The archaeological sites in Nagatani's current work mark a return to the fabricated landscape to include a constructed history placed within a dislocated context of time in a simultaneous past and future tense. Most of the archaeologically exhumed automobiles are of current make and model, suggesting that a possible future has arrived and a possible history is in the process of being documented. Stratified bands of rock and other geological information present another frame of reference for time as occurring beyond the range of human perception, while the seemingly recently abandoned tools suggest a present that will shortly resume its activity. The roles of photographer, informed observer and character actor usually present in all of Nagatani's work have expanded to include archaeologist, historian, and anthropologist who document socio-cultural meaning in the relationships between the various car types and their placement within specific geographical landscapes and burial rituals. A variety of processes including video, digital imaging and traditional photography reflect the various means of recording a documentary image while the fabricated reality they represent calls into to question the veracity commonly attributed to images of this genre.

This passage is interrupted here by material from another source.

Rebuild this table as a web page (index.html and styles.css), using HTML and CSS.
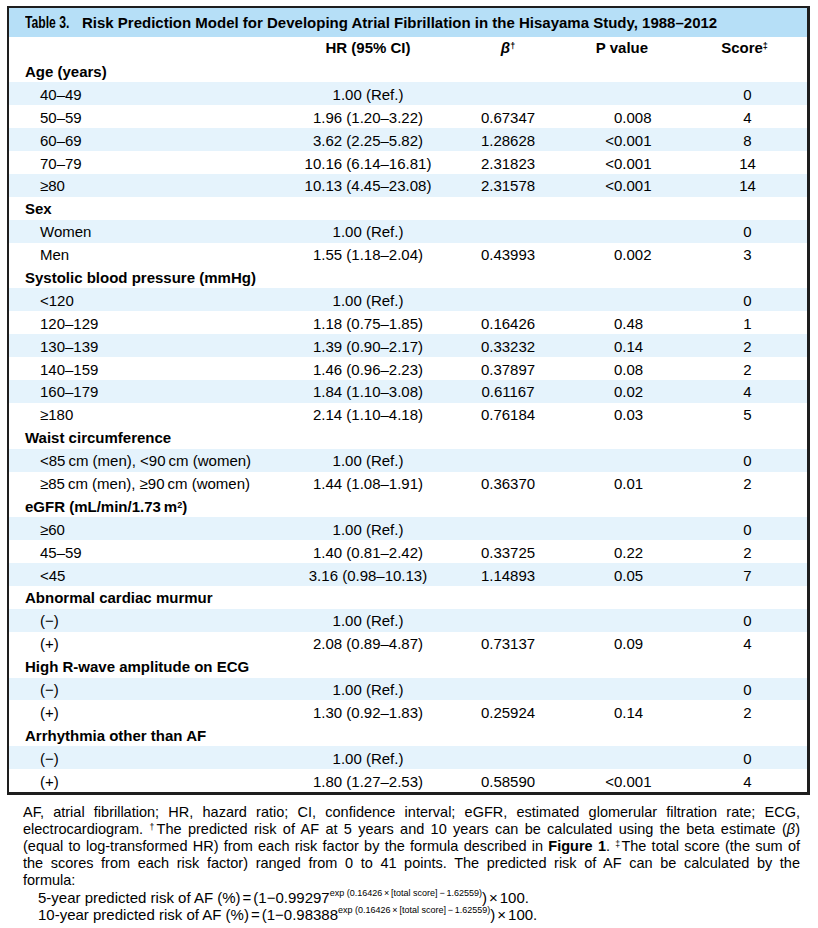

This exhibition provided Patrick Nagatani with the opportunity to display what first seemed to be five somewhat disparate bodies of work together in one space. As the images were selected and placed in a more contextual relationship to one another connections began to appear and unifying themes to coalesce. The connections are not always linear and the transitions are not always smooth, but in an often Technicolor fictional landscape permutations in time, history, mythology and identity constantly reconfigure themselves in a profusion of possible realities.

 

-Leigh Anne Langwell

 

Leigh Anne Langwell is an artist and freelance photographer currently residing in Albuquerque, NM.